Besides banning distribution of food and drink, the voting law also limits absentee ballot drop boxes, requires different forms of ID for absentee voting and allows state takeovers of underperforming county election offices, among many other changes.

Matt Mashburn, a member of the State Election Board and a longtime Republican Party poll watcher, said the practice of giving out food and drinks “got out of hand” in recent years, with taco bars, buffets and snack stands set up at polling places.

Georgia’s history of voter intimidation justifies laws that prevent interference with voters waiting in line, Mashburn said. Decades ago, he said, sheriffs and deputies would threaten voters at polling places.

“There’s not supposed to be any interaction between virtually anyone and the voters and poll workers so they would be free from intimidation,” Mashburn said. “The voter protection bubble is a serious thing with a very important history, especially in Georgia.”

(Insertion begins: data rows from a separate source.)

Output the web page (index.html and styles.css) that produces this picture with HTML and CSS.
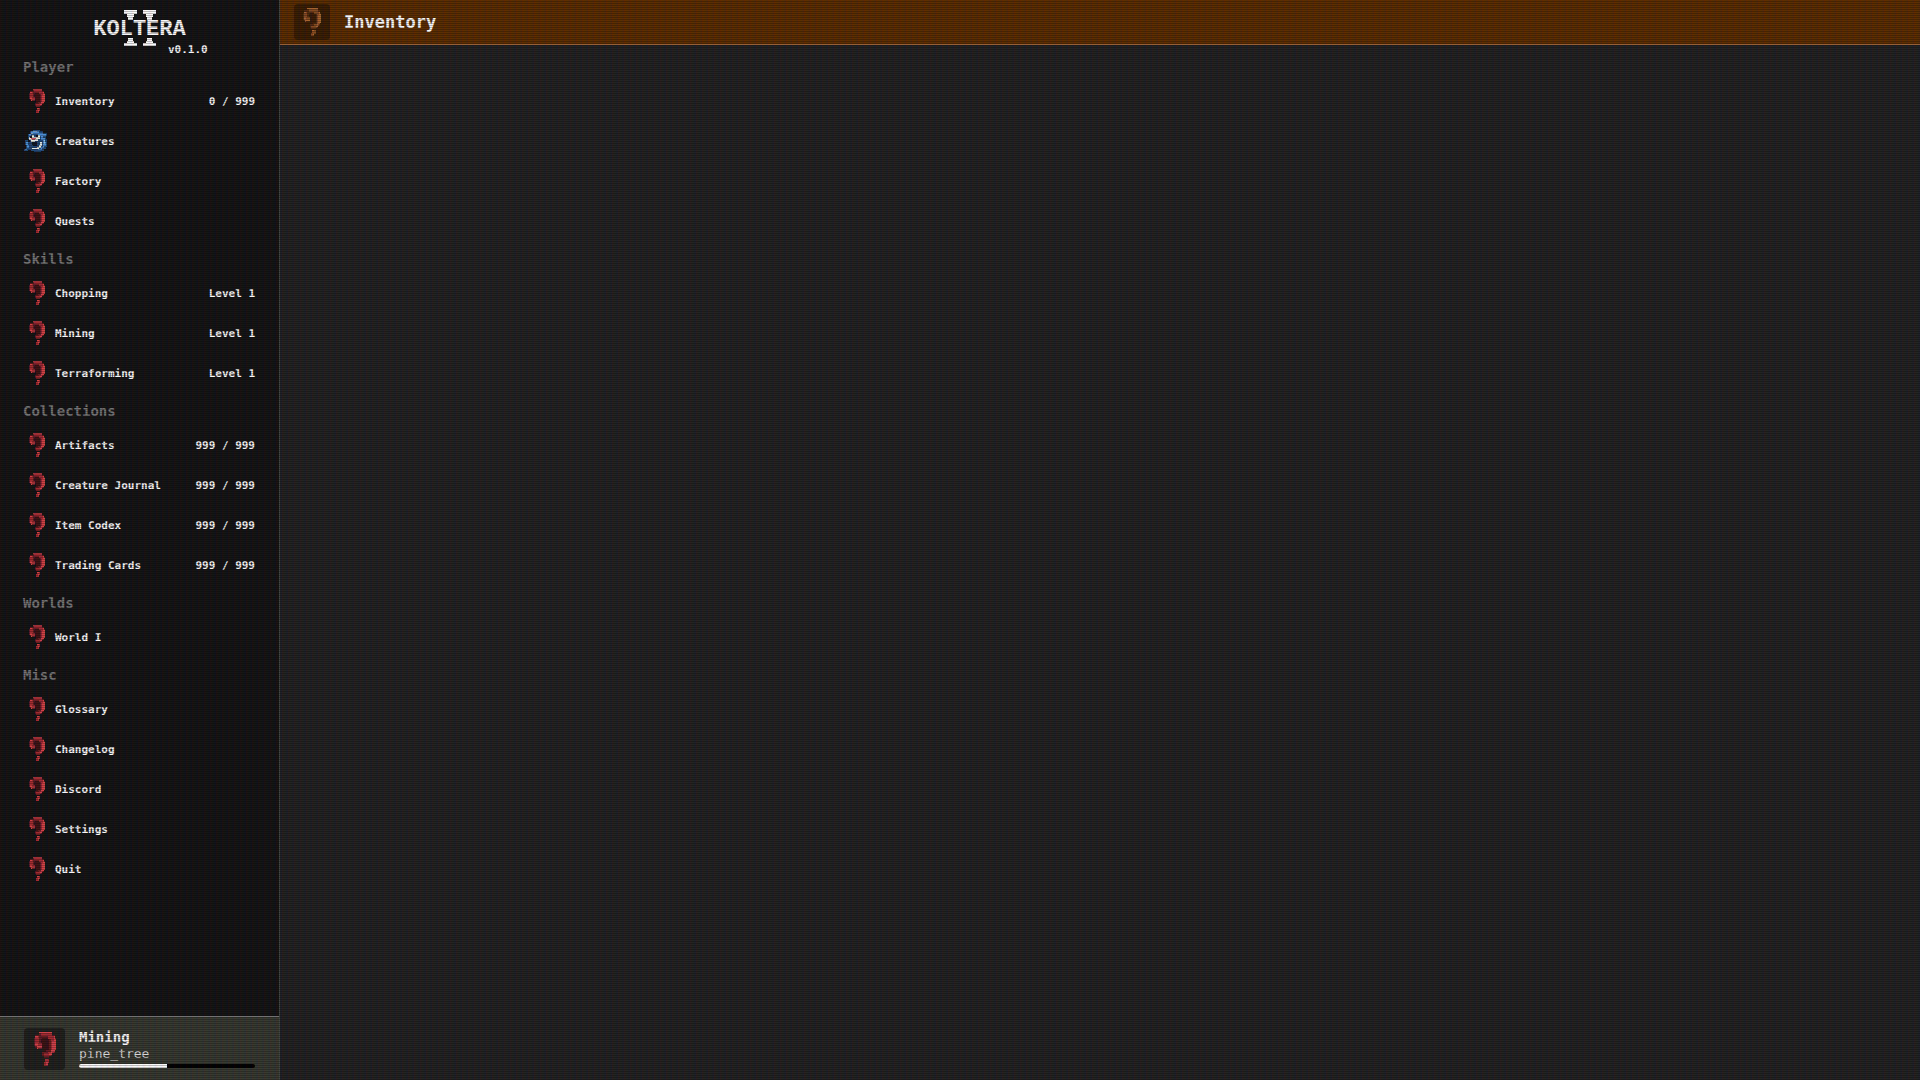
FILE: index.html
```html
<!DOCTYPE html>
<html lang="en">
<head>
  <meta charset="UTF-8">
  <meta name="viewport" content="width=device-width, initial-scale=1.0">
  <title>Koltera II</title>
  <link rel="stylesheet" href="styles.css">
</head>
<body>
  <!-- Shared sprites -->
  <svg class="sprites" aria-hidden="true">
    <symbol id="unknown" viewBox="0 0 16 24" shape-rendering="crispEdges">
      <path fill="var(--shade)" d="M4 3h8v10h-2v1H7v-3H4z"/>
      <path fill="var(--dark)" d="M4 0h9v2h2v2h1v9h-1v2h-2v2h-2v1H7v-1H6v-3h3v-1h2V5h-1V4H6v1H5v4h1v3H3v-1H1v-1H0V4h1V2h3z"/>
      <path fill="var(--mid)" d="M5 1h8v2h2v10h-1v2h-2v2H7v-2h3v-1h2V5h-2V3H4v5h2v3H3v-1H1V4h1V3h3z"/>
      <path fill="var(--light)" d="M4 0h9v1H4zM1 3h2v1H1zM14 3h1v2h1v8h-1v1h-2v2h-2v-1h1v-2h1V6h1zM1 8h2v2h3v1H3v1H2v-2H1z"/>
      <path fill="var(--mid)" d="M8 19h3v3h-1v2H7v-3h1z"/>
      <path fill="var(--light)" d="M8 19h2v1H8zM9 21h1v2H9z"/>
    </symbol>
    <symbol id="creature" viewBox="0 0 24 24" shape-rendering="crispEdges">
      <path fill="#214a78" d="M6 2h3V1h7v1h3v2h4v3h-1v3h1v8h-1v2h-2v2h-3v1h-7v-1H7v-1H4v1H0v-2h2v-4H1v-5h3v2h2v-3H4V5h2z"/>
      <path fill="#4d91d8" d="M7 2h8v2h4v1h3v2h-3v2h2v4h1v4h-2v2h-2v2h-4v-1h3v-2h2v-7h-2V7h-3V5H9V4H7v3H5V5h2zM2 13h2v3h1v3H3v2H1v-1h2v-4H2z"/>
      <path fill="#9bc8ef" d="M9 2h4v1H9zM7 4h2v1H7zM20 11h1v4h-1z"/>
      <path fill="#e8eee5" d="M5 8h3V6h2v2h4V6h2v4h-2v2h-3v1H7v-2H5zM16 13h2v4h-1v2h-2v1H8v-1h5v-1h2v-2h1z"/>
      <path fill="#101923" d="M6 7h2v2H6zM12 6h2v2h-2zM8 13h5v4H9v-1H8z"/>
      <path fill="#c4545c" d="M7 9h5v1h-1v1H8v-1H7z"/>
    </symbol>
  </svg>

  <div class="app">
    <aside class="sidebar">
      <header class="brand">
        <svg class="logo" viewBox="0 0 96 37" role="img" aria-label="II" shape-rendering="crispEdges">
          <path d="M32 0h13v4h-3v3h-1v3h-5V7h-1V4h-3zM51 0h13v4h-3v3h-1v3h-5V7h-1V4h-3zM36 28h5v3h1v2h3v3H32v-3h3v-2h1zM55 28h5v3h1v2h3v3H51v-3h3v-2h1z"/>
        </svg>
        <h1>KOLTERA</h1>
        <span class="version">v0.1.0</span>
      </header>

      <nav class="menu" aria-label="Main">
        <h2>Player</h2>
        <a href="#inventory"><svg><use href="#unknown"/></svg><span>Inventory</span><small>0 / 999</small></a>
        <a href="#creatures"><svg class="fish"><use href="#creature"/></svg><span>Creatures</span></a>
        <a href="#factory"><svg><use href="#unknown"/></svg><span>Factory</span></a>
        <a href="#quests"><svg><use href="#unknown"/></svg><span>Quests</span></a>

        <h2>Skills</h2>
        <a href="#chopping"><svg><use href="#unknown"/></svg><span>Chopping</span><small>Level 1</small></a>
        <a href="#mining"><svg><use href="#unknown"/></svg><span>Mining</span><small>Level 1</small></a>
        <a href="#terraforming"><svg><use href="#unknown"/></svg><span>Terraforming</span><small>Level 1</small></a>

        <h2>Collections</h2>
        <a href="#artifacts"><svg><use href="#unknown"/></svg><span>Artifacts</span><small>999 / 999</small></a>
        <a href="#journal"><svg><use href="#unknown"/></svg><span>Creature Journal</span><small>999 / 999</small></a>
        <a href="#codex"><svg><use href="#unknown"/></svg><span>Item Codex</span><small>999 / 999</small></a>
        <a href="#cards"><svg><use href="#unknown"/></svg><span>Trading Cards</span><small>999 / 999</small></a>

        <h2>Worlds</h2>
        <a href="#world-1"><svg><use href="#unknown"/></svg><span>World I</span></a>

        <h2>Misc</h2>
        <a href="#glossary"><svg><use href="#unknown"/></svg><span>Glossary</span></a>
        <a href="#changelog"><svg><use href="#unknown"/></svg><span>Changelog</span></a>
        <a href="#discord"><svg><use href="#unknown"/></svg><span>Discord</span></a>
        <a href="#settings"><svg><use href="#unknown"/></svg><span>Settings</span></a>
        <a href="#quit"><svg><use href="#unknown"/></svg><span>Quit</span></a>
      </nav>

      <section class="activity">
        <div class="tile"><svg><use href="#unknown"/></svg></div>
        <div class="activity-info">
          <strong>Mining</strong>
          <span id="task">pine_tree</span>
          <progress value="50" max="100" aria-labelledby="task"></progress>
        </div>
      </section>
    </aside>

    <main class="page">
      <header class="page-header">
        <div class="tile"><svg><use href="#unknown"/></svg></div>
        <h2>Inventory</h2>
      </header>
    </main>
  </div>
</body>
</html>
```

FILE: styles.css
```css
* { box-sizing: border-box; }
body {
  --shade: #3c1316;
  --dark: #651d22;
  --mid: #a22b32;
  --light: #d24348;
  margin: 0;
  background: #222;
  color: #fff;
  font-family: "DejaVu Sans Mono", "Liberation Mono", monospace;
  font-weight: bold;
}
h1, h2 { margin: 0; }
.sprites { position: absolute; width: 0; height: 0; }
.app { display: flex; min-height: 100vh; }

/* Sidebar */
.sidebar {
  display: flex;
  flex-direction: column;
  flex: 0 0 280px;
  background: #141414;
  border-right: 1px solid #454545;
}
.brand {
  position: relative;
  height: 57px;
  padding-top: 10px;
  text-align: center;
}
.logo { width: 96px; height: 37px; fill: #fff; }
.brand h1 {
  position: absolute;
  top: 15px;
  width: 100%;
  font-family: "Liberation Mono", monospace;
  font-size: 22px;
  line-height: 30px;
}
.version {
  position: absolute;
  top: 42px;
  left: 168px;
  font-size: 11px;
  line-height: 15px;
}
.menu { flex: 1; padding: 0 24px 0 23px; }
.menu h2 {
  height: 24px;
  margin-top: 8px;
  color: #777;
  font-size: 14px;
  line-height: 20px;
}
.menu h2:first-child { margin-top: 0; }
.menu a {
  display: flex;
  align-items: center;
  gap: 9px;
  height: 40px;
  padding-left: 5px;
  color: #fff;
  font-size: 11px;
  text-decoration: none;
}
.menu a:hover { background: #222; }
.menu svg { width: 18px; height: 24px; }
.menu .fish { width: 24px; height: 24px; margin: 0 -2px 0 -4px; }
.menu small { margin-left: auto; font-size: 11px; }

/* Current activity */
.activity {
  display: flex;
  align-items: center;
  gap: 14px;
  height: 64px;
  padding: 0 24px;
  background: #373a31;
  border-top: 1px solid #747474;
}
.tile {
  display: grid;
  place-items: center;
  width: 41px;
  height: 42px;
  border-radius: 4px;
  background: #20211e;
}
.tile svg { width: 24px; height: 34px; }
.activity-info { display: flex; flex: 1; flex-direction: column; }
.activity strong { font-size: 14px; line-height: 16px; }
.activity span { padding-bottom: 2px; color: #ddd; font-size: 13px; font-weight: normal; line-height: 17px; }
.activity progress {
  width: 100%;
  height: 4px;
  appearance: none;
  border: 0;
  border-radius: 2px;
  overflow: hidden;
  background: #000;
}
.activity progress::-webkit-progress-bar { background: #000; }
.activity progress::-webkit-progress-value { background: #fff; }

/* Page */
.page { flex: 1; min-width: 0; background: #222; }
.page-header {
  --shade: #3b1e08;
  --dark: #542c10;
  --mid: #864b20;
  --light: #a86530;
  display: flex;
  align-items: center;
  gap: 14px;
  height: 45px;
  padding: 0 14px;
  background: #5d2e00;
  border-bottom: 1px solid #996136;
}
.page-header .tile { width: 36px; height: 36px; background: #3b1e03; }
.page-header svg { width: 20px; height: 28px; }
.page-header h2 { font-size: 17px; line-height: 24px; }

/* CRT scanlines */
.app::after {
  content: "";
  position: fixed;
  inset: 0;
  z-index: 10;
  pointer-events: none;
  background:
    linear-gradient(rgba(18,16,16,0) 50%, rgba(0,0,0,0.25) 50%) 0 0 / 100% 2px,
    linear-gradient(90deg, rgba(255,0,0,0.06), rgba(0,255,0,0.02), rgba(0,0,255,0.06)) 0 0 / 6px 100%;
}
```
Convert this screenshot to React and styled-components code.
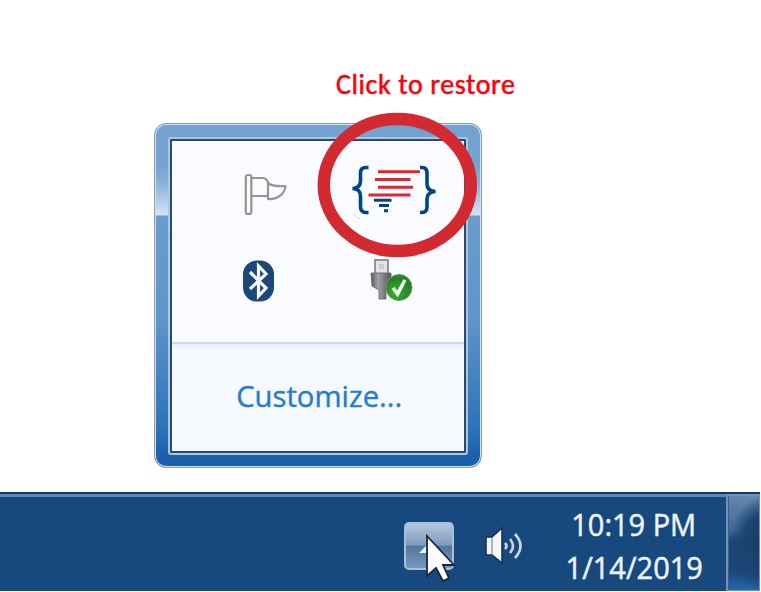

Under Georgia’s voting law, Senate Bill 202, no one can give out food and drinks to a voter who is in line, within 25 feet of a line or within 150 feet of the outer edge of a polling place. Food and water could be distributed outside those boundaries.

Handing out refreshments is punishable as a misdemeanor, with maximum penalties of a year in jail and a $1,000 fine. But these kinds of cases are usually handled outside of court by the State Election Board, which generally issues public reprimands or levies fines between $150 and $2,000.

Bruce and Wilson also face allegations that their distribution of food violated laws prohibiting candidates from campaigning at polling places, charges that they deny.